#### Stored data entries
---
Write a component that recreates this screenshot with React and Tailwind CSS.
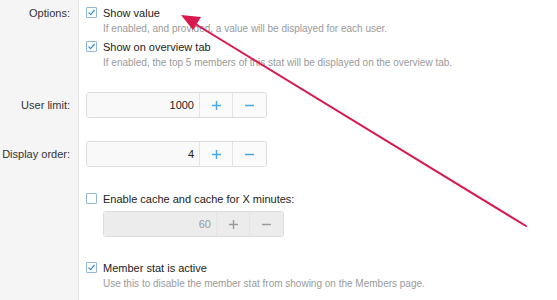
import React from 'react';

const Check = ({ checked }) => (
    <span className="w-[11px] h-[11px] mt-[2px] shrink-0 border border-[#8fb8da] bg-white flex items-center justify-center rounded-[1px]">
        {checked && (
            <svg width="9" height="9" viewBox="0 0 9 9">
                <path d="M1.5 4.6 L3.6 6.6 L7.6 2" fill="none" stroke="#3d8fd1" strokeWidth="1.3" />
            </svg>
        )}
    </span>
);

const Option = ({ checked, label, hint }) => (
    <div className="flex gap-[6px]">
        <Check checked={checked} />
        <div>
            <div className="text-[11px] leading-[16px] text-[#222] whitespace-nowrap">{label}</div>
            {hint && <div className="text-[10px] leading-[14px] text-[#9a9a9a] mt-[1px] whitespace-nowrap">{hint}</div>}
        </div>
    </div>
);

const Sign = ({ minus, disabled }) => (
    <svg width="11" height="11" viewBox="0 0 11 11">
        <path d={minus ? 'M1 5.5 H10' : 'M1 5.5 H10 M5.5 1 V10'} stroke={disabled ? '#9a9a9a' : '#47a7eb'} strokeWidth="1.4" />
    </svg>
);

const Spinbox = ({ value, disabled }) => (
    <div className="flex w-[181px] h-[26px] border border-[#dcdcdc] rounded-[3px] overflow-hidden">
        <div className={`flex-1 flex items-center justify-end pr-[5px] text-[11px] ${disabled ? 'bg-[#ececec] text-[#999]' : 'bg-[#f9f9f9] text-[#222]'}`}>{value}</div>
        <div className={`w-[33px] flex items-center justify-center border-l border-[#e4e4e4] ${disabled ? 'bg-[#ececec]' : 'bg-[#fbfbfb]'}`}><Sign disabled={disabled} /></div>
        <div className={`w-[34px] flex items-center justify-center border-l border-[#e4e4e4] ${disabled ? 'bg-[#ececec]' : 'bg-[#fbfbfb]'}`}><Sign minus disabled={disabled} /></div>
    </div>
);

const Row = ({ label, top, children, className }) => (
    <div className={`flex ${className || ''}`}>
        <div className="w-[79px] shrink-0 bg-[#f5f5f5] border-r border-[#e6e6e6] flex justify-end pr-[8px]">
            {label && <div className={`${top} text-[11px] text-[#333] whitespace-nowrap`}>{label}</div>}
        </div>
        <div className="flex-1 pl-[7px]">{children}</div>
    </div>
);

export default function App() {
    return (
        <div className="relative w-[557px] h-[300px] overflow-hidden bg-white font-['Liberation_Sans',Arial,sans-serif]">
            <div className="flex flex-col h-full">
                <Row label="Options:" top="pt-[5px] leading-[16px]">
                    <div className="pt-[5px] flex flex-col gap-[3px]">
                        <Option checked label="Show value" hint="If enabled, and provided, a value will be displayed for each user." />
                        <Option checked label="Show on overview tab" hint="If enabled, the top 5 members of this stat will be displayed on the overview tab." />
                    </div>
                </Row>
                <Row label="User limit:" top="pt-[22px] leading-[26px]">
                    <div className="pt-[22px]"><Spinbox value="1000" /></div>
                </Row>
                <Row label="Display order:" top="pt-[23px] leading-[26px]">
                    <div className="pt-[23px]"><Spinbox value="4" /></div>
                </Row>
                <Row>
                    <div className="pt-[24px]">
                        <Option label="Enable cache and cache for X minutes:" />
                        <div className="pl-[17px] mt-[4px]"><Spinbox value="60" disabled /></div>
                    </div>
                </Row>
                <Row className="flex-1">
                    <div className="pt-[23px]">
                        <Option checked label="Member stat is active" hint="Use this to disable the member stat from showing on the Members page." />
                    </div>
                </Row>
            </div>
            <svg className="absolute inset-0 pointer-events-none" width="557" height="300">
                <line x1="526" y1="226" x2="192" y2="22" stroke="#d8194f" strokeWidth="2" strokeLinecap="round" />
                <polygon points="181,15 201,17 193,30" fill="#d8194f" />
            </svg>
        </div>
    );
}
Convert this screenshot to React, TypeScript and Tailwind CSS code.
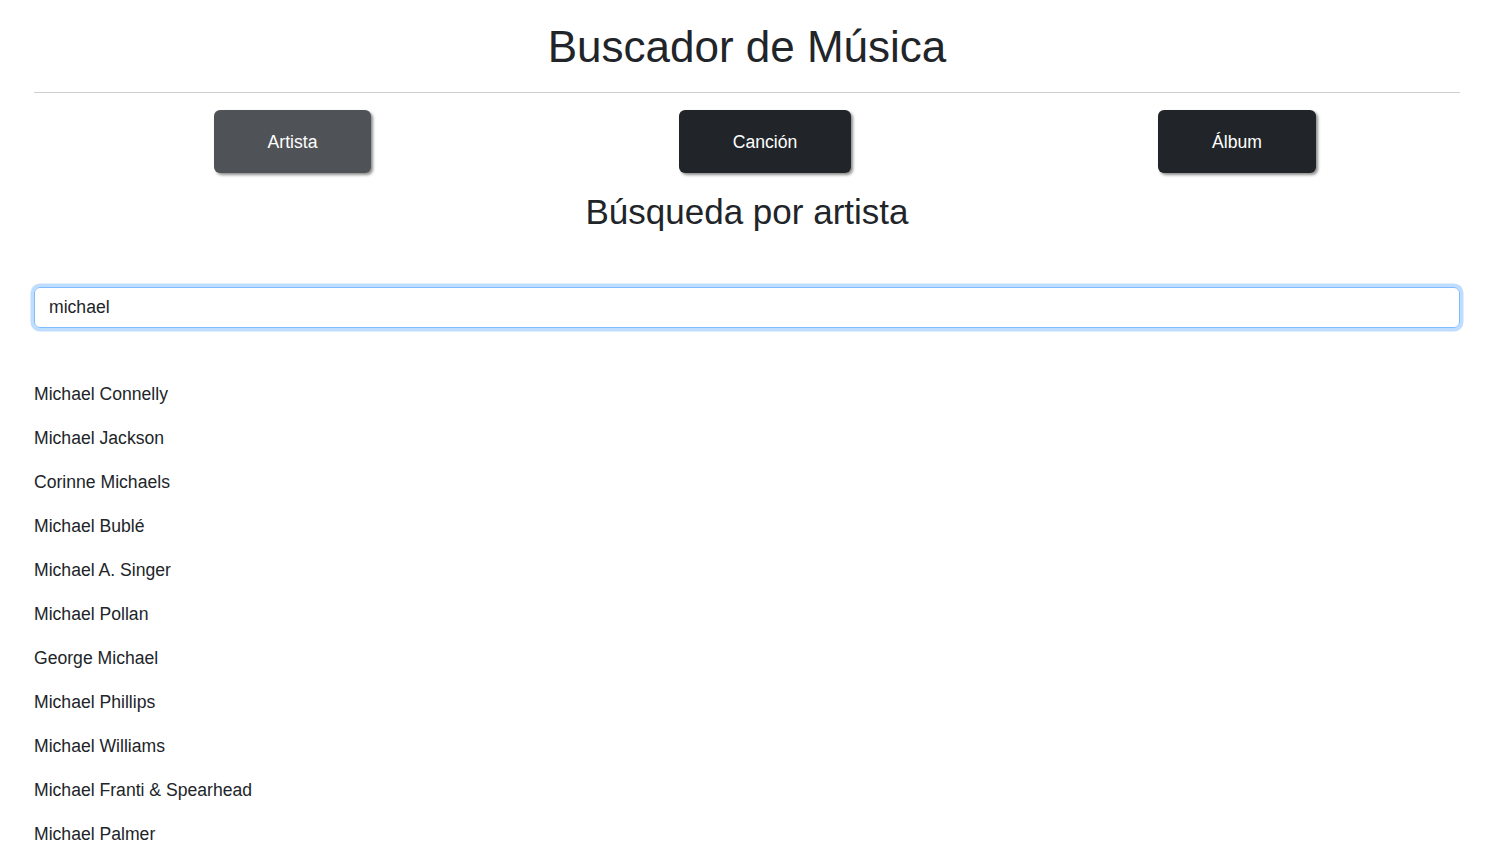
---
#### Brief
Print every entry exactly as written, without the pictures.

#### Full answer
Write a component that recreates this screenshot with React and Tailwind CSS.
import React from 'react';

const Check = ({ checked }) => (
    <span className="w-[11px] h-[11px] mt-[2px] shrink-0 border border-[#8fb8da] bg-white flex items-center justify-center rounded-[1px]">
        {checked && (
            <svg width="9" height="9" viewBox="0 0 9 9">
                <path d="M1.5 4.6 L3.6 6.6 L7.6 2" fill="none" stroke="#3d8fd1" strokeWidth="1.3" />
            </svg>
        )}
    </span>
);

const Option = ({ checked, label, hint }) => (
    <div className="flex gap-[6px]">
        <Check checked={checked} />
        <div>
            <div className="text-[11px] leading-[16px] text-[#222] whitespace-nowrap">{label}</div>
            {hint && <div className="text-[10px] leading-[14px] text-[#9a9a9a] mt-[1px] whitespace-nowrap">{hint}</div>}
        </div>
    </div>
);

const Sign = ({ minus, disabled }) => (
    <svg width="11" height="11" viewBox="0 0 11 11">
        <path d={minus ? 'M1 5.5 H10' : 'M1 5.5 H10 M5.5 1 V10'} stroke={disabled ? '#9a9a9a' : '#47a7eb'} strokeWidth="1.4" />
    </svg>
);

const Spinbox = ({ value, disabled }) => (
    <div className="flex w-[181px] h-[26px] border border-[#dcdcdc] rounded-[3px] overflow-hidden">
        <div className={`flex-1 flex items-center justify-end pr-[5px] text-[11px] ${disabled ? 'bg-[#ececec] text-[#999]' : 'bg-[#f9f9f9] text-[#222]'}`}>{value}</div>
        <div className={`w-[33px] flex items-center justify-center border-l border-[#e4e4e4] ${disabled ? 'bg-[#ececec]' : 'bg-[#fbfbfb]'}`}><Sign disabled={disabled} /></div>
        <div className={`w-[34px] flex items-center justify-center border-l border-[#e4e4e4] ${disabled ? 'bg-[#ececec]' : 'bg-[#fbfbfb]'}`}><Sign minus disabled={disabled} /></div>
    </div>
);

const Row = ({ label, top, children, className }) => (
    <div className={`flex ${className || ''}`}>
        <div className="w-[79px] shrink-0 bg-[#f5f5f5] border-r border-[#e6e6e6] flex justify-end pr-[8px]">
            {label && <div className={`${top} text-[11px] text-[#333] whitespace-nowrap`}>{label}</div>}
        </div>
        <div className="flex-1 pl-[7px]">{children}</div>
    </div>
);

export default function App() {
    return (
        <div className="relative w-[557px] h-[300px] overflow-hidden bg-white font-['Liberation_Sans',Arial,sans-serif]">
            <div className="flex flex-col h-full">
                <Row label="Options:" top="pt-[5px] leading-[16px]">
                    <div className="pt-[5px] flex flex-col gap-[3px]">
                        <Option checked label="Show value" hint="If enabled, and provided, a value will be displayed for each user." />
                        <Option checked label="Show on overview tab" hint="If enabled, the top 5 members of this stat will be displayed on the overview tab." />
                    </div>
                </Row>
                <Row label="User limit:" top="pt-[22px] leading-[26px]">
                    <div className="pt-[22px]"><Spinbox value="1000" /></div>
                </Row>
                <Row label="Display order:" top="pt-[23px] leading-[26px]">
                    <div className="pt-[23px]"><Spinbox value="4" /></div>
                </Row>
                <Row>
                    <div className="pt-[24px]">
                        <Option label="Enable cache and cache for X minutes:" />
                        <div className="pl-[17px] mt-[4px]"><Spinbox value="60" disabled /></div>
                    </div>
                </Row>
                <Row className="flex-1">
                    <div className="pt-[23px]">
                        <Option checked label="Member stat is active" hint="Use this to disable the member stat from showing on the Members page." />
                    </div>
                </Row>
            </div>
            <svg className="absolute inset-0 pointer-events-none" width="557" height="300">
                <line x1="526" y1="226" x2="192" y2="22" stroke="#d8194f" strokeWidth="2" strokeLinecap="round" />
                <polygon points="181,15 201,17 193,30" fill="#d8194f" />
            </svg>
        </div>
    );
}
Convert this screenshot to React, TypeScript and Tailwind CSS code.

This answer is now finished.